Claudia Barattini Contreras (born 1960) is a Chilean teacher and political scientist. She was a minister during the second government of Michelle Bachelet.

Barattini was director of La Morada Women's Development Corporation (1998−1999), cultural attaché of the Chilean Embassy in Italy (2006−2010) and director of Foreign Affairs of the Teatro a Mil Foundation (2010−2014). For three seasons, she was the curator of the Chilean pavilion at the Venice Biennale.

==Early life and education==

Barattini is the daughter of Juan Salvador Barattini Carvelli, a teacher of Italian descent, and Marta Albertina Contreras Laporte.

During the Popular Unity (UP) government of President Salvador Allende, she joined the Communist Youth of Chile.

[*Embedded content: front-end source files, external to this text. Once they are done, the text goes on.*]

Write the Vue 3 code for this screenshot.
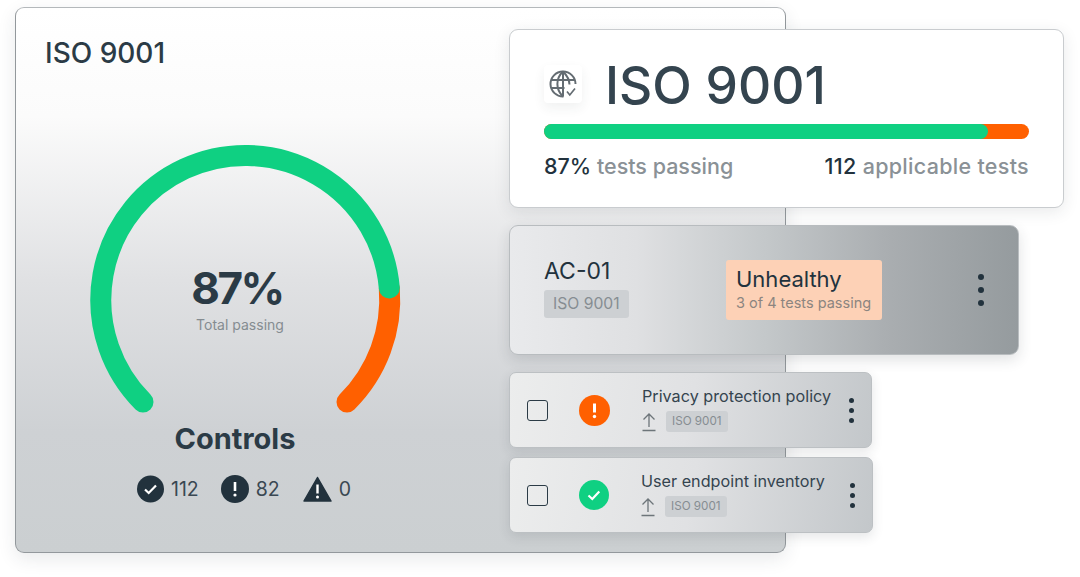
<template>
  <div class="stage">
    <section class="main-card">
      <h2 class="main-title">ISO 9001</h2>
      <div class="gauge">
        <svg width="320" height="280" viewBox="0 0 320 280">
          <path
            d="M 304.3 148 A 144.5 144.500 0 0 1 262 262"
            fill="none"
            stroke="#ff6000"
            stroke-width="21"
            stroke-linecap="round"
          />
          <path
            d="M 58 262 A 144.5 144.500 0 1 1 304.3 148"
            fill="none"
            stroke="#0fd082"
            stroke-width="21"
            stroke-linecap="round"
          />
        </svg>
        <div class="gauge-label">
          <div class="gauge-value">87%</div>
          <div class="gauge-caption">Total passing</div>
        </div>
      </div>
      <h3 class="controls-title">Controls</h3>
      <div class="stats">
        <div class="stat">
          <svg width="27" height="28" viewBox="0 0 27 28">
            <circle cx="13.500" cy="14" r="13.500" fill="#22323d" />
            <path d="M8 14.500l3.700 3.500 7.300-7.500" fill="none" stroke="#fff" stroke-width="2.200" />
          </svg>
          <span>112</span>
        </div>
        <div class="stat">
          <svg width="28" height="28" viewBox="0 0 28 28">
            <circle cx="14" cy="14" r="14" fill="#22323d" />
            <path d="M14 7v9" stroke="#fff" stroke-width="2.600" />
            <circle cx="14" cy="20" r="1.600" fill="#fff" />
          </svg>
          <span>82</span>
        </div>
        <div class="stat">
          <svg width="29" height="28" viewBox="0 0 29 28">
            <path d="M14.500 2.500L28 26H1z" fill="#22323d" stroke="#22323d" stroke-width="1.500" stroke-linejoin="round" />
            <path d="M14.500 9.500v9" stroke="#fff" stroke-width="2.400" />
            <circle cx="14.500" cy="22" r="1.500" fill="#fff" />
          </svg>
          <span>0</span>
        </div>
      </div>
    </section>

    <div class="overlay">
      <section class="summary-card">
        <div class="summary-head">
          <div class="globe-box">
            <svg width="28" height="28" viewBox="0 0 28 28" fill="none" stroke="#646c72" stroke-width="2">
              <path d="M26.500 14A12.500 12.500 0 1 0 14.500 26.500" />
              <path d="M14 1.500c-7.500 7-7.500 18 0 25M14 1.500c5 5 6.500 9 6.500 13" />
              <path d="M2.500 10h23M2.500 18h13M14 1.500v25" />
              <path d="M18 21.500l2.800 3.500 5.200-6.500" stroke-width="1.700" />
            </svg>
          </div>
          <h1 class="summary-title">ISO 9001</h1>
        </div>
        <div class="progress">
          <div class="progress-fill" :style="{ width: passing + '%' }"></div>
        </div>
        <div class="summary-foot">
          <span><b>87%</b> tests passing</span>
          <span class="foot-right"><b>112</b> applicable tests</span>
        </div>
      </section>

      <section class="control-card">
        <div class="control-id">
          <div class="control-name">AC-01</div>
          <span class="tag tag-large">ISO 9001</span>
        </div>
        <div class="health">
          <div class="health-title">Unhealthy</div>
          <div class="health-sub">3 of 4 tests passing</div>
        </div>
        <div class="dots dots-large"><i></i><i></i><i></i></div>
      </section>

      <section v-for="row in rows" :key="row.name" class="test-row" :class="row.cls">
        <span class="checkbox"></span>
        <span class="status" :class="row.status">
          <svg v-if="row.status === 'fail'" width="31" height="31" viewBox="0 0 31 31">
            <path d="M15.500 8.500v9" stroke="#fff" stroke-width="3" />
            <circle cx="15.500" cy="21.500" r="1.700" fill="#fff" />
          </svg>
          <svg v-else width="30" height="30" viewBox="0 0 30 30">
            <path d="M9.500 15.500l3.800 3.500 7-7.500" fill="none" stroke="#fff" stroke-width="2.200" />
          </svg>
        </span>
        <div class="test-body">
          <div class="test-name">{{ row.name }}</div>
          <div class="test-meta">
            <svg width="14" height="20" viewBox="0 0 14 20" fill="none" stroke="#6d757a" stroke-width="1.300">
              <path d="M7 15V2M1.500 7.500L7 2l5.500 5.500M0.500 18.500h13" />
            </svg>
            <span class="tag tag-small">ISO 9001</span>
          </div>
        </div>
        <div class="dots"><i></i><i></i><i></i></div>
      </section>
    </div>
  </div>
</template>

<script setup>
const passing = 91.5

const rows = [
  { name: 'Privacy protection policy', status: 'fail', cls: 'row-one' },
  { name: 'User endpoint inventory', status: 'pass', cls: 'row-two' }
]
</script>

<style>
html,
body {
  margin: 0;
  background: #fff;
}
</style>

<style scoped>
.stage {
  position: relative;
  width: 1080px;
  height: 577px;
  box-sizing: border-box;
  padding: 7px 0 0 15px;
  overflow: hidden;
  background: #fff;
  font-family: Inter, "Noto Sans", sans-serif;
  color: #2b3b46;
}

h1,
h2,
h3 {
  margin: 0;
  font-weight: 500;
}

.main-card {
  box-sizing: border-box;
  width: 771px;
  height: 546px;
  padding: 29px 0 0 29px;
  border: 1px solid #93989c;
  border-top-color: #b4b8bb;
  border-radius: 9px;
  background: linear-gradient(180deg, #fff 0%, #fbfbfb 20%, #e0e1e3 50%, #ced1d4 78%, #cbcfd1 100%);
  box-shadow: 0 6px 18px rgba(40, 50, 60, 0.1);
}

.main-title {
  font-size: 28px;
  line-height: 32px;
  color: #2b3b46;
}

.gauge {
  position: relative;
  width: 320px;
  height: 280px;
  margin: 71px 0 0 40px;
}

.gauge svg {
  display: block;
}

.gauge-label {
  position: absolute;
  left: 0;
  top: 123px;
  width: 320px;
  text-align: center;
}

.gauge-value {
  margin-left: -16px;
  font-size: 44px;
  line-height: 50px;
  font-weight: 700;
  letter-spacing: -2.500px;
  color: #2b3b46;
}

.gauge-caption {
  margin-top: 3px;
  margin-left: -10px;
  font-size: 14px;
  line-height: 18px;
  color: #858c91;
}

.controls-title {
  width: 320px;
  margin: 2px 0 0 30px;
  text-align: center;
  font-size: 29px;
  line-height: 34px;
  font-weight: 700;
  color: #2b3b46;
}

.stats {
  display: flex;
  align-items: center;
  gap: 22px;
  margin: 19px 0 0 92px;
}

.stat {
  display: flex;
  align-items: center;
  gap: 7px;
  font-size: 19.500px;
  line-height: 28px;
  color: #3a4852;
}

.stat svg {
  display: block;
}

.stat + .stat + .stat {
  margin-left: 1px;
}

.overlay {
  position: absolute;
  left: 509px;
  top: 29px;
  display: flex;
  flex-direction: column;
  align-items: flex-start;
}

.summary-card {
  box-sizing: border-box;
  width: 555px;
  height: 179px;
  padding: 27px 34px 0;
  border: 1px solid #c9cccf;
  border-radius: 9px;
  background: #fff;
  box-shadow: 0 4px 16px rgba(40, 50, 60, 0.1);
}

.summary-head {
  display: flex;
  align-items: center;
  gap: 23px;
  height: 56px;
}

.globe-box {
  display: flex;
  align-items: center;
  justify-content: center;
  width: 38px;
  height: 38px;
  margin-top: -2px;
  border-radius: 4px;
  background: #fff;
  box-shadow: 0 5px 12px rgba(40, 50, 60, 0.07);
}

.summary-title {
  font-size: 51.500px;
  line-height: 56px;
  font-weight: 550;
  color: #34444f;
}

.progress {
  height: 15px;
  margin-top: 11px;
  border-radius: 8px;
  background: #ff6000;
}

.progress-fill {
  height: 100%;
  border-radius: 8px;
  background: #0fd082;
}

.summary-foot {
  display: flex;
  justify-content: space-between;
  margin-top: 14px;
  font-size: 21.500px;
  line-height: 26px;
  font-weight: 500;
  color: #8a9196;
}

.foot-right {
  letter-spacing: 0.300px;
}

.summary-foot b {
  font-weight: 500;
  color: #22323d;
}

.control-card {
  display: flex;
  align-items: center;
  box-sizing: border-box;
  width: 510px;
  height: 130px;
  margin-top: 17px;
  padding: 0 34px;
  border: 1px solid #b8bcbf;
  border-radius: 9px;
  background: linear-gradient(90deg, #e9eaec 0%, #dfe0e2 25%, #c4c8ca 50%, #a9adb0 75%, #959b9e 100%);
  box-shadow: 0 5px 14px rgba(40, 50, 60, 0.14);
}

.control-id {
  width: 182px;
  margin-top: -6px;
}

.control-name {
  font-size: 23px;
  line-height: 28px;
  color: #22323d;
}

.tag {
  display: inline-block;
  border-radius: 3px;
  background: #cdd0d3;
  color: #868d92;
}

.tag-large {
  margin-top: 5px;
  padding: 0 9px;
  font-size: 15.700px;
  line-height: 28px;
}

.tag-small {
  padding: 0 6px;
  font-size: 11.700px;
  line-height: 21px;
}

.health {
  box-sizing: border-box;
  width: 156px;
  height: 60px;
  padding: 5px 10px;
  border-radius: 3px;
  background: #fdd1b6;
}

.health-title {
  font-size: 22px;
  line-height: 28px;
  color: #22323d;
}

.health-sub {
  font-size: 14.500px;
  line-height: 19px;
  white-space: nowrap;
  color: #8c8580;
}

.dots {
  display: flex;
  flex-direction: column;
  align-items: center;
  gap: 5px;
  margin-left: auto;
}

.dots i {
  display: block;
  width: 5px;
  height: 5px;
  border-radius: 50%;
  background: #22323d;
}

.dots-large {
  gap: 7px;
}

.dots-large i {
  width: 6px;
  height: 6px;
}

.test-row {
  display: flex;
  align-items: center;
  box-sizing: border-box;
  width: 363px;
  height: 76px;
  padding: 0 17px;
  border: 1px solid #bcc0c3;
  border-radius: 7px;
  background: linear-gradient(100deg, #eceded 0%, #e0e1e3 50%, #c3c7ca 100%);
  box-shadow: 0 4px 12px rgba(40, 50, 60, 0.12);
}

.row-one {
  margin-top: 17px;
}

.row-two {
  width: 364px;
  margin-top: 9px;
}

.checkbox {
  flex: none;
  box-sizing: border-box;
  width: 21px;
  height: 21px;
  border: 1.500px solid #2b3b46;
  border-radius: 3px;
}

.status {
  flex: none;
  width: 31px;
  height: 31px;
  margin-left: 31px;
  border-radius: 50%;
}

.status svg {
  display: block;
}

.status.fail {
  background: #ff6000;
}

.status.pass {
  width: 30px;
  height: 30px;
  background: #0fd082;
}

.test-body {
  margin-left: 32px;
  margin-top: -2px;
}

.test-name {
  font-size: 16.200px;
  line-height: 20px;
  white-space: nowrap;
  color: #34444f;
}

.test-meta {
  display: flex;
  align-items: center;
  gap: 10px;
  margin-top: 5px;
}

.test-meta svg {
  display: block;
}
</style>
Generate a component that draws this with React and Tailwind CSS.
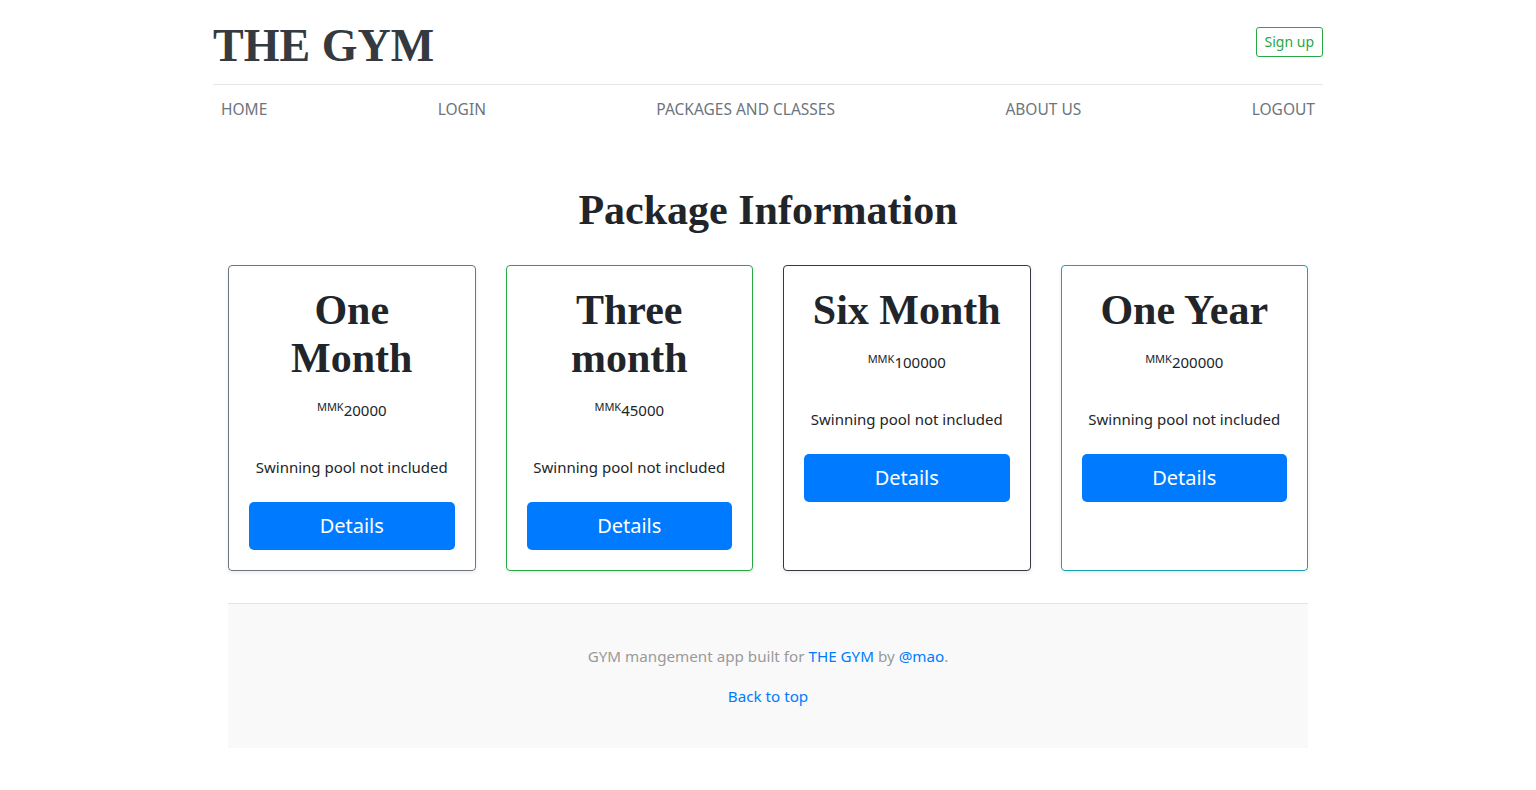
import React from "react";

const cards = [
  { title: ["One", "Month"], price: "20000", border: "border-[#6c757d]" },
  { title: ["Three", "month"], price: "45000", border: "border-[#28a745]" },
  { title: ["Six Month"], price: "100000", border: "border-[#343a40]" },
  { title: ["One Year"], price: "200000", border: "border-[#17a2b8]" },
];

const serif = "font-['Liberation_Serif',serif]";

export default function App() {
  return (
    <div className="min-h-[790px] bg-white font-['Noto_Sans',sans-serif] text-[16px] text-[#212529]">
      <div className="mx-auto w-[1110px]">
        <header className="flex h-[85px] items-center justify-between border-b border-[#e5e5e5]">
          <a className={`${serif} mt-[7px] text-[46px] font-bold leading-none text-[#343a40]`}>THE GYM</a>
          <a className="rounded-[3px] border border-[#28a745] px-[8px] py-[3px] text-[14px] leading-[22px] text-[#28a745]">
            Sign up
          </a>
        </header>
        <nav className="flex justify-between py-[4px] text-[15.5px] text-[#6c757d]">
          {["HOME", "LOGIN", "PACKAGES AND CLASSES", "ABOUT US", "LOGOUT"].map((t) => (
            <a key={t} className="p-[8px] leading-[24px]">
              {t}
            </a>
          ))}
        </nav>
      </div>

      <main className="mx-auto w-[1080px]">
        <h1 className={`${serif} mt-[53px] text-center text-[42px] font-bold leading-[48px] text-[#212529]`}>
          Package Information
        </h1>
        <div className="mt-[31px] grid grid-cols-4 gap-[30px]">
          {cards.map((c, i) => (
            <div
              key={i}
              className={`h-[306px] rounded-[4px] border ${c.border} bg-white p-[20px] text-center shadow-[0_2px_4px_rgba(0,0,0,0.075)]`}
            >
              <h2 className={`${serif} text-[42px] font-bold leading-[48px] text-[#212529]`}>
                {c.title.map((l) => (
                  <div key={l}>{l}</div>
                ))}
              </h2>
              <div className="mt-[16px] leading-[24px]">
                <sup className="text-[11px] text-[#212529]">MMK</sup>
                <span className="text-[15px]">{c.price}</span>
              </div>
              <p className="mt-[33px] text-[15px] leading-[24px]">Swinning pool not included</p>
              <button className="mt-[23px] h-[48px] w-full rounded-[5px] bg-[#007bff] text-[20px] text-white">
                Details
              </button>
            </div>
          ))}
        </div>

        <footer className="mt-[32px] border-t border-[#e5e5e5] bg-[#f9f9f9] py-[40px] text-center text-[15.2px] text-[#999]">
          <p className="leading-[24px]">
            GYM mangement app built for <a className="text-[#007bff]">THE GYM</a> by{" "}
            <a className="text-[#007bff]">@mao</a>.
          </p>
          <p className="mt-[16px] leading-[24px]">
            <a className="text-[#007bff]">Back to top</a>
          </p>
        </footer>
      </main>
    </div>
  );
}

Following the 1973 Chilean coup d'état led by General Augusto Pinochet, Barattini went into exile with her family in 1974. She first lived in Poland and later in Italy, where she studied classical ballet at the National Dance Academy in Rome and completed three years of economics studies at Sapienza University of Rome.

Barattini returned to Chile during the 1980s. She initially enrolled in business administration at the University of Chile, but left the programme during her first semester to study history education at the Metropolitan University of Educational Sciences.

==Political career==
A feminist, Barattini joined the education programme of the feminist organization La Morada in 1989. The organization had been founded in 1982 by Julieta Kirkwood, Antonieta Saa, and Margarita Pisano.

She served as director of the Corporation for the Development of Women La Morada from 1998 to 1999, cultural attaché at the Chilean embassy in Italy from 2006 to 2010, and director of international affairs at the Fundación Teatro a Mil between 2010 and 2014. She also served for three years as commissioner of the Chilean pavilion at the Venice Biennale of Art and Architecture (2007–2009).

On 24 January 2014, President-elect Michelle Bachelet announced Barattini's appointment as head of the National Council for Culture and the Arts. She took office on 11 March 2014 and served until 11 May 2015, when she was succeeded by Ernesto Ottone. From 1 June 2016 to 11 March 2018, she served as Chile's cultural attaché in Mexico.